Olthoff displays her collection of over 800 different Nativity scenes every Christmas at the Columbus Center for the public to enjoy.
"I believe this is my gift, my inspiration, for the season that I can give to the community and that's why I invite the community to come," Olthoff said.
The public can view Olthoff's collection and visit with her about the pieces throughout the season. However, the free display is not just about showing Olthoff's collection to visitors.
"I want them surrounded with the Christmas spirit and not feel troubled or hurried," she said. "They can take as long as they want, they can come through in a few minutes, or they can stay an hour. It's just a pleasant place to be."

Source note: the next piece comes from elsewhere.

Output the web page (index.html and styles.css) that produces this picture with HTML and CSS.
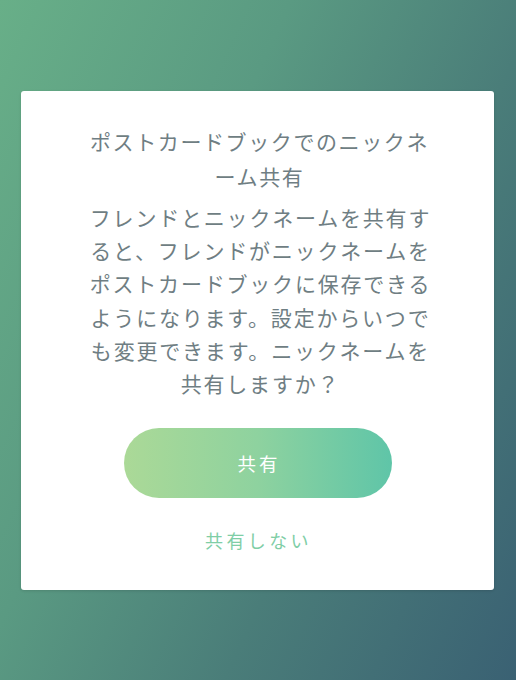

That place to be took Olthoff and two friends over two weeks to set up.
From the Christmas lighting around the ceiling to the location of each individual Nativity, it's a process.

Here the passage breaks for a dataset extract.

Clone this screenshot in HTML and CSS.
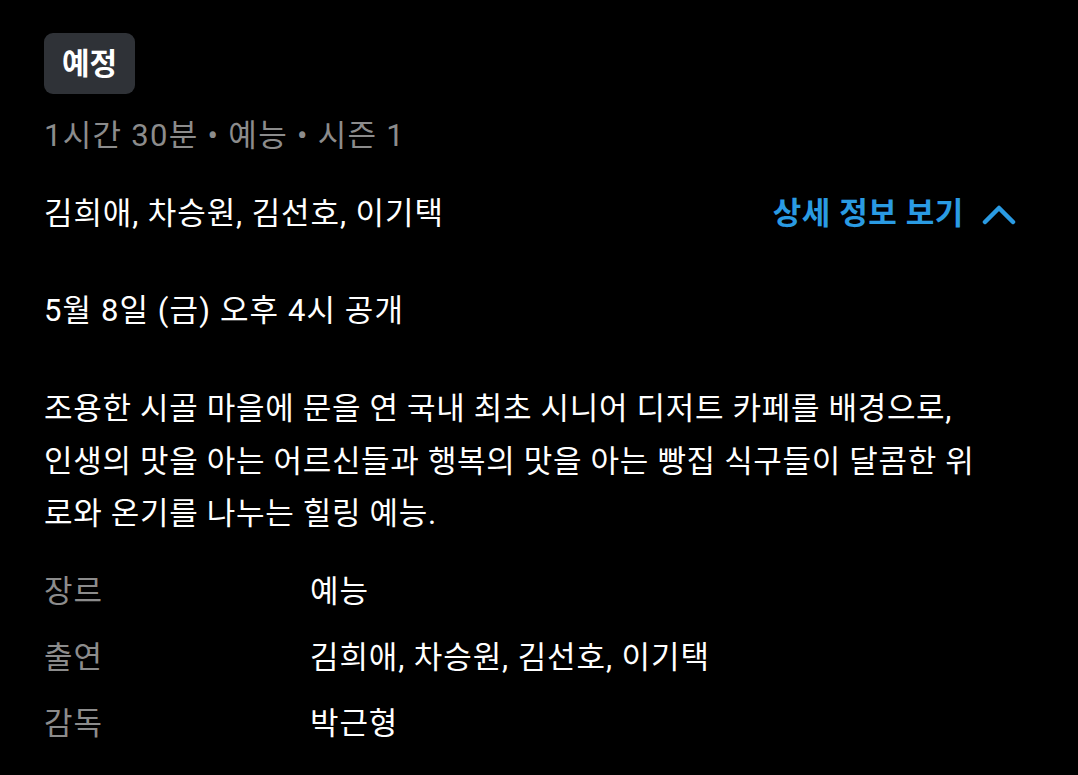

"You want to use anything that will give you dimension," Olthoff said. "Heights are so important."
Olthoff scavenges for pieces to arrange her collection on such as shoeboxes, reels of wire, and piano benches. She often covers the pieces with cloth or scarves and even created a display from sheets.
According to Olthoff, around 200 of the Nativity scenes were donated to her by friends, family, and even strangers.
Just last Sunday she arrived at the Columbus Center and discovered a box with a self-storing Nativity scene inside. The person who left the gift remains a mystery.
There are other mysteries as well. Olthoff once hollowed a gourd and placed a Nativity scene inside. She then went upstairs to her bedroom and found a small star on her dresser. She doesn't know where the star came from.
"It works perfectly on the gourd though," she said.
The Nativity scenes are worldly experiences. The collection includes depictions from Iran, Germany, Japan, Mexico, and Guatemala among others.
There are Nativity scenes on ornaments, postage stamps, and canvasses. Some of Olthoff's pieces have been carved out of wood and made from rice and bread.
Guests often help her determine how old a scene might be.
"The guests that come in say, 'I had that' and so that is what's fun and interesting," she said.
Olthoff believes a cardboard Nativity scene is her oldest based from a visitor who remembered it. The estimated date is 1932.
Although Olthoff began collecting 53 years ago, she's only displayed her Nativity scenes at the Columbus Center for eight Christmas seasons.
About five years ago, over 1,100 people visited her collection. She's hoping to beat that record this year.
Once Upon a Nativity is open every day except Sunday from 11 a.m. to 6 p.m. at the Columbus Center located at 1601 2nd Avenue North
The exhibit will be closed on Christmas Eve and Christmas Day and the final day is January 8th.